The Financial Times wrote that if India or other countries believe the EU market will be closed to their refined fuels, they may cease importing Russian crude oil.
Russia is the world’s second-largest crude oil exporter after Saudi Arabia, and there are already concerns that the global oil market may tighten in 2024, causing prices to rise.
Following India’s government’s recommendation not to utilize the Chinese yuan, Indian state-owned oil refineries undertake oil trade transactions with Russia in UAE dirhams. Due to a lack of other options, private refineries continue to use yuan.
Payments for Sokol crude oil were complicated since Sakhalin-1 LLC, a business participating in the transactions, was unable to open an account with a UAE bank to accept dirham payments.
Sokol crude oil payments are being hit by sanctions, geopolitical concerns, and banking challenges. Western sanctions, UAE issues of sensitivity, and a lack of established banking ties all contribute to an uncertain dirham transfers. Buyers are compelled to seek alternative ways, which complicates and increases the cost of an essential energy flow.
In November 2023, reports emerged that the Indian route, which has been one of the most profitable for Russian oil exports after Western sanctions implementation, is facing significant obstacles because of non-dollar payment issues.
Western sanctions aim at preventing Russia from selling oil to India
Josep Borrell, the EU’s foreign policy chief, told Reuters that the EU was looking for measures to stop or limit Indian imports of Russian oils.
Any way to halt Russian oil supplies would have to be introduced “by the national authorities,” implying that the EU may target customers of Indian refined fuels believing that they originated from Russian crude.
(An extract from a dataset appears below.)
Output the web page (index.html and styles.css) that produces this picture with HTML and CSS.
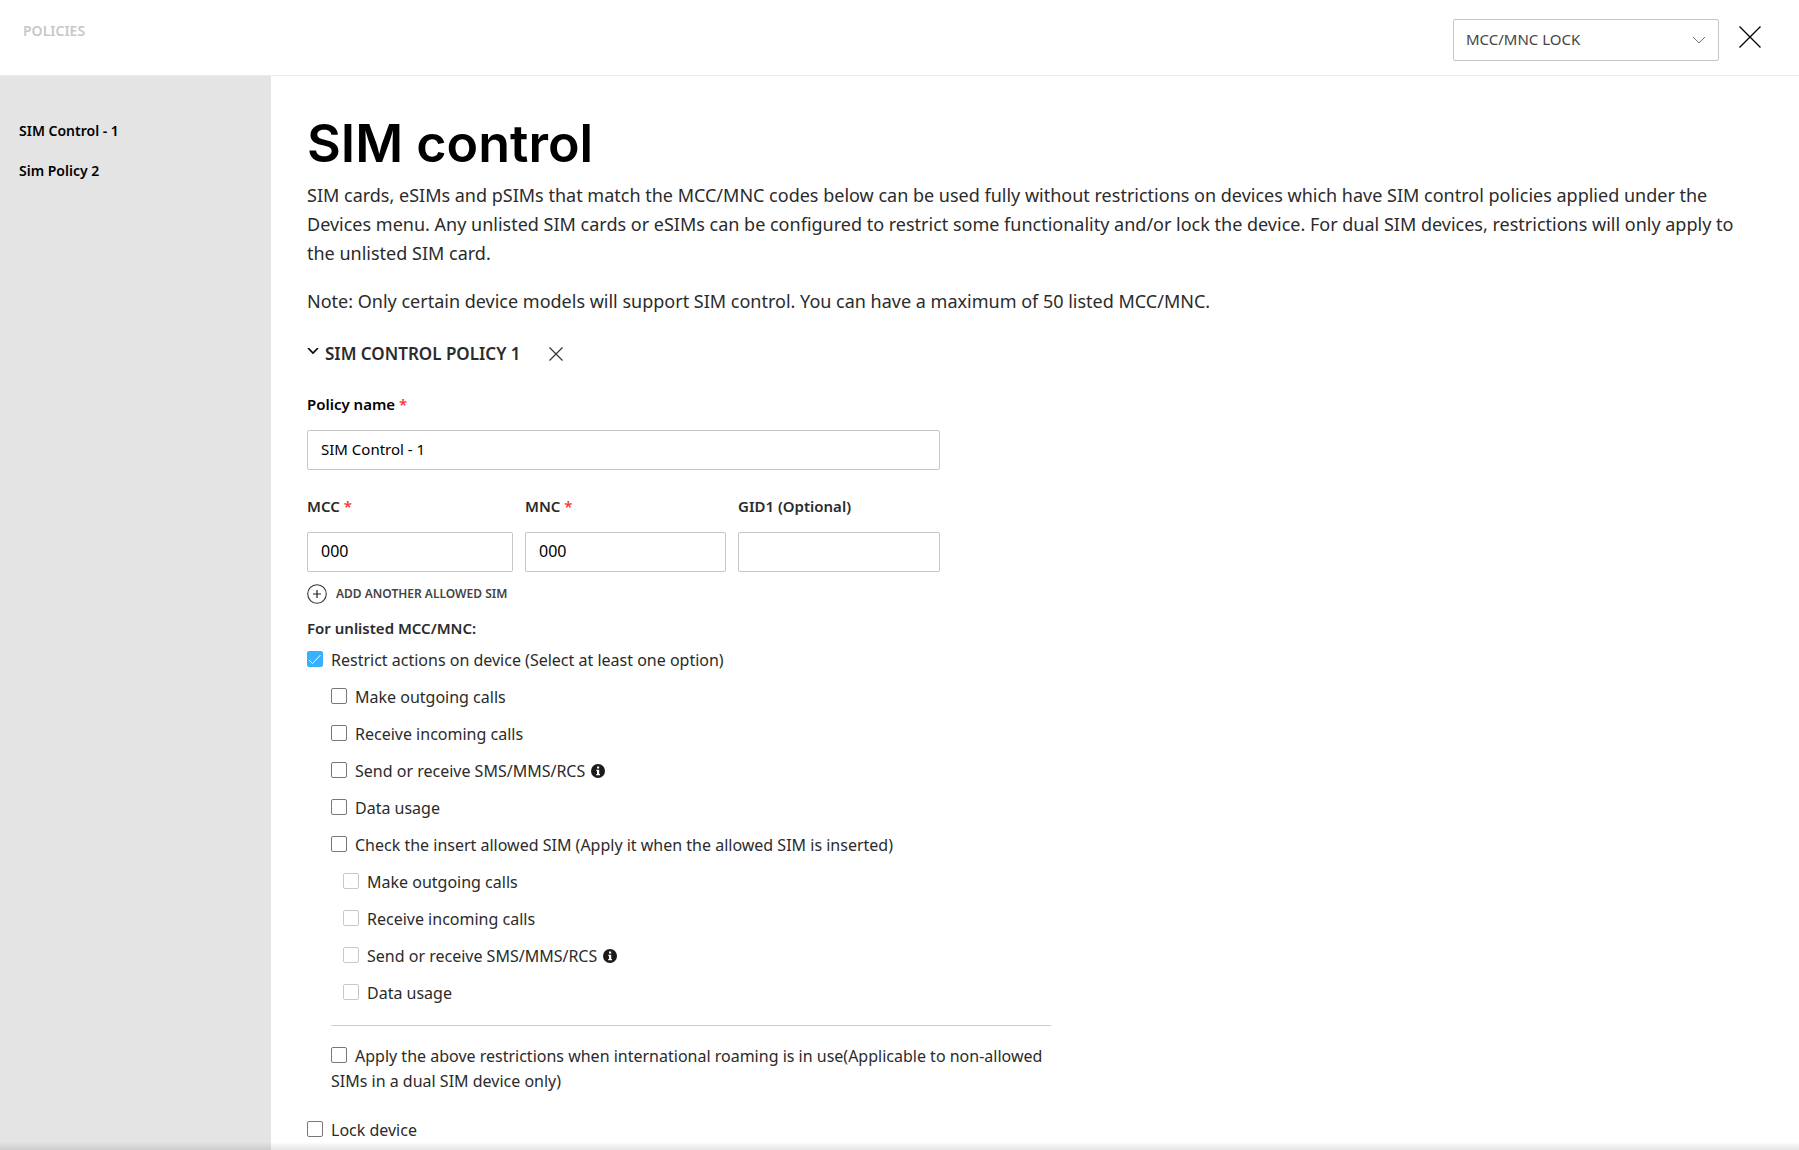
FILE: index.html
```html
<!DOCTYPE html>
<html lang="en">
<head>
<meta charset="utf-8">
<title>SIM control</title>
<link rel="stylesheet" href="styles.css">
</head>
<body>
<div class="app">
  <header class="topbar">
    <span class="topbar-title">POLICIES</span>
    <div class="topbar-tools">
      <div class="select-wrap">
        <select class="lock-select" aria-label="Policy type"><option>MCC/MNC LOCK</option></select>
        <svg class="select-arrow" width="14" height="8" viewBox="0 0 14 8" aria-hidden="true"><path d="M1 1l6 6 6-6" fill="none" stroke="#777" stroke-width="1"/></svg>
      </div>
      <button class="icon-button" type="button" aria-label="Close">
        <svg width="22" height="22" viewBox="0 0 22 22"><path d="M0.500 0.500l21 21M21.500 0.500l-21 21" fill="none" stroke="#000" stroke-width="1.300"/></svg>
      </button>
    </div>
  </header>
  <div class="body">
    <nav class="sidebar">
      <a href="#policy-1">SIM Control - 1</a>
      <a href="#policy-2">Sim Policy 2</a>
    </nav>
    <main class="content">
      <h1>SIM control</h1>
      <p class="intro">SIM cards, eSIMs and pSIMs that match the MCC/MNC codes below can be used fully without restrictions on devices which have SIM control policies applied under the Devices menu. Any unlisted SIM cards or eSIMs can be configured to restrict some functionality and/or lock the device. For dual SIM devices, restrictions will only apply to the unlisted SIM card.</p>
      <p class="intro">Note: Only certain device models will support SIM control. You can have a maximum of 50 listed MCC/MNC.</p>

      <form class="policy" id="policy-1">
        <div class="policy-head">
          <button class="icon-button toggle" type="button" aria-label="Collapse policy">
            <svg width="12" height="12" viewBox="0 0 12 12"><path d="M1 0l5 5 5-5" fill="none" stroke="#000" stroke-width="1.600"/></svg>
          </button>
          <h2>SIM CONTROL POLICY 1</h2>
          <button class="icon-button remove" type="button" aria-label="Remove policy">
            <svg width="14" height="14" viewBox="0 0 14 14"><path d="M0.500 0.500l13 13M13.500 0.500l-13 13" fill="none" stroke="#333" stroke-width="1.200"/></svg>
          </button>
        </div>

        <div class="fields">
          <div class="field name-field">
            <label for="name">Policy name <span class="required">*</span></label>
            <input id="name" type="text" value="SIM Control - 1">
          </div>
          <div class="field">
            <label for="mcc">MCC <span class="required">*</span></label>
            <input id="mcc" type="text" value="000">
          </div>
          <div class="field">
            <label for="mnc">MNC <span class="required">*</span></label>
            <input id="mnc" type="text" value="000">
          </div>
          <div class="field">
            <label for="gid">GID1 (Optional)</label>
            <input id="gid" type="text">
          </div>
        </div>

        <button class="add-button" type="button">
          <svg width="20" height="20" viewBox="0 0 20 20" aria-hidden="true"><circle cx="10" cy="10" r="9.300" fill="none" stroke="#333" stroke-width="1.100"/><path d="M10 6v8M6 10h8" stroke="#222" stroke-width="1.200"/></svg>
          ADD ANOTHER ALLOWED SIM
        </button>

        <h3>For unlisted MCC/MNC:</h3>
        <div class="options">
          <label class="option"><input type="checkbox" checked>Restrict actions on device (Select at least one option)</label>
          <div class="options nested">
            <label class="option"><input type="checkbox">Make outgoing calls</label>
            <label class="option"><input type="checkbox">Receive incoming calls</label>
            <label class="option"><input type="checkbox">Send or receive SMS/MMS/RCS<svg class="info" width="14" height="14" viewBox="0 0 14 14" aria-hidden="true"><circle cx="7" cy="7" r="7" fill="#1d1a1b"/><path d="M6 2.500h2.200v2H6zM5.300 5.700h2.900v4.300h.8v1.300H5.200v-1.300H6V7h-.7z" fill="#fff"/></svg></label>
            <label class="option"><input type="checkbox">Data usage</label>
            <label class="option"><input type="checkbox">Check the insert allowed SIM (Apply it when the allowed SIM is inserted)</label>
            <div class="options subnested">
              <label class="option"><input type="checkbox" disabled>Make outgoing calls</label>
              <label class="option"><input type="checkbox" disabled>Receive incoming calls</label>
              <label class="option"><input type="checkbox" disabled>Send or receive SMS/MMS/RCS<svg class="info" width="14" height="14" viewBox="0 0 14 14" aria-hidden="true"><circle cx="7" cy="7" r="7" fill="#1d1a1b"/><path d="M6 2.500h2.200v2H6zM5.300 5.700h2.900v4.300h.8v1.300H5.200v-1.300H6V7h-.7z" fill="#fff"/></svg></label>
              <label class="option"><input type="checkbox" disabled>Data usage</label>
            </div>
            <label class="option roaming"><input type="checkbox">Apply the above restrictions when international roaming is in use(Applicable to non-allowed SIMs in a dual SIM device only)</label>
          </div>
          <label class="option lock"><input type="checkbox">Lock device</label>
        </div>
      </form>
    </main>
  </div>
  <div class="bottom-shade"></div>
</div>
</body>
</html>
```
FILE: styles.css
```css
* {
  box-sizing: border-box;
}

body {
  margin: 0;
  background: #fff;
  color: #2b2b2b;
  font: 16px/25px "Noto Sans", sans-serif;
}

h1,
h2,
h3,
p {
  margin: 0;
}

.app {
  display: flex;
  flex-direction: column;
  height: 100vh;
  overflow: hidden;
}

.topbar {
  display: flex;
  flex: none;
  justify-content: space-between;
  align-items: flex-start;
  padding: 19px 38px 14px 23px;
  border-bottom: 1px solid #ebebeb;
}

.topbar-title {
  color: #c8c8c8;
  font-size: 14px;
  line-height: 24px;
  font-weight: 600;
}

.topbar-tools {
  display: flex;
  gap: 20px;
}

.select-wrap {
  position: relative;
  width: 266px;
}

.lock-select {
  appearance: none;
  display: block;
  width: 100%;
  height: 42px;
  padding: 0 12px 2px;
  border: 1px solid #c6c6c6;
  border-radius: 2px;
  background: #fff;
  color: #444;
  font: 15px "Noto Sans", sans-serif;
}

.select-arrow {
  position: absolute;
  top: 17px;
  right: 13px;
  pointer-events: none;
}

.icon-button {
  display: flex;
  padding: 0;
  border: 0;
  background: none;
}

.topbar .icon-button {
  padding-top: 7px;
}

.body {
  display: flex;
  flex: 1;
  min-height: 0;
}

.sidebar {
  display: flex;
  flex: none;
  flex-direction: column;
  gap: 16px;
  width: 271px;
  padding: 43px 19px;
  background: #e4e4e4;
}

.sidebar a {
  color: #000;
  font-size: 14px;
  line-height: 24px;
  font-weight: 600;
  text-decoration: none;
}

.content {
  flex: 1;
  overflow: hidden;
  padding: 31px 52px 0 36px;
}

h1 {
  margin-bottom: 1px;
  color: #000;
  font: 600 52px/73px Inter, sans-serif;
}

.intro {
  margin-bottom: 19px;
  font-size: 18px;
  line-height: 29px;
}

.policy-head {
  display: flex;
  align-items: center;
  margin-bottom: 24px;
  padding-top: 5px;
}

h2 {
  margin: 0 28px 0 6px;
  font-size: 17px;
  line-height: 28px;
  font-weight: 600;
}

.fields {
  display: grid;
  grid-template-columns: 206px 201px 202px;
  gap: 24px 12px;
}

.name-field {
  grid-column: 1 / -1;
}

.field label,
h3 {
  display: block;
  font-size: 15px;
  line-height: 24px;
  font-weight: 600;
}

.field.name-field label {
  color: #000;
}

.field input {
  display: block;
  width: 100%;
  height: 40px;
  margin-top: 14px;
  padding: 0 13px 2px;
  border: 1px solid #c6c6c6;
  border-radius: 2px;
  color: #000;
  font: 16px "Noto Sans", sans-serif;
}

.field.name-field input {
  font-size: 15px;
}

.required {
  color: #f33;
}

.add-button {
  display: flex;
  align-items: center;
  gap: 9px;
  margin: 12px 0;
  padding: 0;
  border: 0;
  background: none;
  color: #444;
  font: 600 12px/20px "Noto Sans", sans-serif;
}

h3 {
  margin-bottom: 8px;
}

.options {
  display: flex;
  flex-direction: column;
  gap: 12px;
}

.nested {
  padding-left: 24px;
}

.subnested {
  padding-left: 12px;
}

.option {
  display: block;
  max-width: 720px;
}

.option input {
  appearance: none;
  width: 16px;
  height: 16px;
  margin: 0 8px 0 0;
  border: 1px solid #777;
  border-radius: 2px;
  background: #fff;
  vertical-align: -1px;
}

.option input:checked {
  border-color: #38b0ff;
  background: #38b0ff url("data:image/svg+xml,%3Csvg xmlns='http://www.w3.org/2000/svg' viewBox='0 0 14 14'%3E%3Cpath d='M1 8l3.500 3.500L12.500 3' fill='none' stroke='white' stroke-width='1'/%3E%3C/svg%3E") center / 14px no-repeat;
}

.option input:disabled {
  border-color: #c8c8c8;
}

.info {
  margin-left: 6px;
  vertical-align: -1px;
}

.roaming {
  margin-top: 7px;
  padding-top: 18px;
  border-top: 1px solid #ccc;
}

.lock {
  margin-top: 12px;
}

.bottom-shade {
  position: fixed;
  right: 0;
  bottom: 0;
  left: 0;
  height: 8px;
  background: linear-gradient(transparent, rgba(0, 0, 0, 0.1));
  pointer-events: none;
}
```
In the EU 12th package sanctions tightened the G7+ oil price cap, by adopting new measures to more closely monitor the sale of tankers to third countries.
Shipping companies and their insurers are required to declare that they have not paid more than $60 per barrel for their cargo, but there have long been concerns that traders were offering large sums to secure their cargo while claiming to be paying for miscellaneous costs such as transportation.
The proposed reforms would make it more difficult, but it remains unclear if there would be enough oversight to prevent shady agreements from going through.
Russia’s shadow fleet to transport oil
New measures will help to tackle the ‘shadow fleet’ used by Russia to circumvent the price cap. Russia’s shadow fleet refers to a network of hundreds of aging, often poorly maintained tankers used to bypass international sanctions on its oil exports.
Chief Executive Officer of Maersk Tankers in Copenhagen, which operates a fleet of 170 ships, Christian Ingerslev said that “if you look at how many ships have been sold in the last six months to unknown buyers, it becomes clear that a fleet is being created to carry these cargoes”, Bloomberg is quoting him as saying.
Shipbroker Braemar estimates that 240 more ships – 102 Aframaxes, 58 Suezmaxes, and 80 very large oil tankers – have been bought to support Russia’s four million barrels a day to the Far East.
Why Western oil sanctions against Russia work?
The recent regulations have exacerbated Russia’s unfavorable developments, such as unlawful fuel sales and price increases.
As a result of the sanctions, from December 2022 to May 2023, the difference in prices between the Western Brent brand and Urals oil reached a record high of over $30 per barrel leaving Moscow a gap for discounts.
It is not sure whether China and India will still be interested in imports from Russia if prices rise due to the expected shortage of crude on the global market. If Russia is not able to attract customers with discounts anymore, the two big buyers can switch to other oil producers, which are not under sanctions, and lower the risks.
Since December 2023, a new clause applies to EU exporters that contractually prohibits the re-exportation of a limited number of goods to Russia and re-exportation for use in Russia when selling, supplying, transferring, or exporting to a third country, except partner countries.
It’s uncertain whether Russia will continue to undervalue its exports due to its reliance on Western insurance companies and shipowners. With oil price spike, the room for possible discounts to attract buyers will shrink. Thus, Russian oil price increase will lower its competitiveness versus other exporters.
Oil sanctions against Russia force India to look for alternatives
The 12th round of EU sanctions tightens compliance standards to assist in the execution of the oil price ceiling and to crack down on circumvention. A stronger information-sharing mechanism will allow for better identification of vessels and entities engaging in deceptive practices, such as ship-to-ship transfers used to conceal the origin or destination of cargo and AIS manipulations while transferring Moscow’s crude oil and petroleum products. Marine traffic services use AIS, an autonomous tracking system that relies on transceivers on ships.
The payment concerns delayed Russian crude oil supplies to the Indian Oil Corporation. This caused India’s largest oil refinery to purchase extra oil from the Middle East, according to reports. IOC is the only state-owned refinery that signed a deal with the Russian oil corporation Rosneft to purchase Russian oil, including Sokol.
Significance of anti-Russian oil sanctions implementation
If, regardless of individual sanctions, circumvention remains significant, the EU will be able to take exceptional, last-resort measures. In this case, the EU Council may unanimously decide to restrict the sale, supply, or export of goods and technology whose export to Russia is already prohibited to third countries where there is a high risk of circumvention.
Reducing Russian profits from oil sales will weaken its military capability, the main goal of the Western economic pressure on Moscow to force it to stop its war of aggression against Ukraine.
Supporting Putin’s war machine, after all, limits Western efforts to assist Ukraine in repelling the Russian invasion and moves the conflict closer to the EU’s frontiers.
Western governments should investigate such trade booms to identify sanctions violators, as punishment for sanctions evasion is one of the targets of the latest anti-Russian sanctions packages.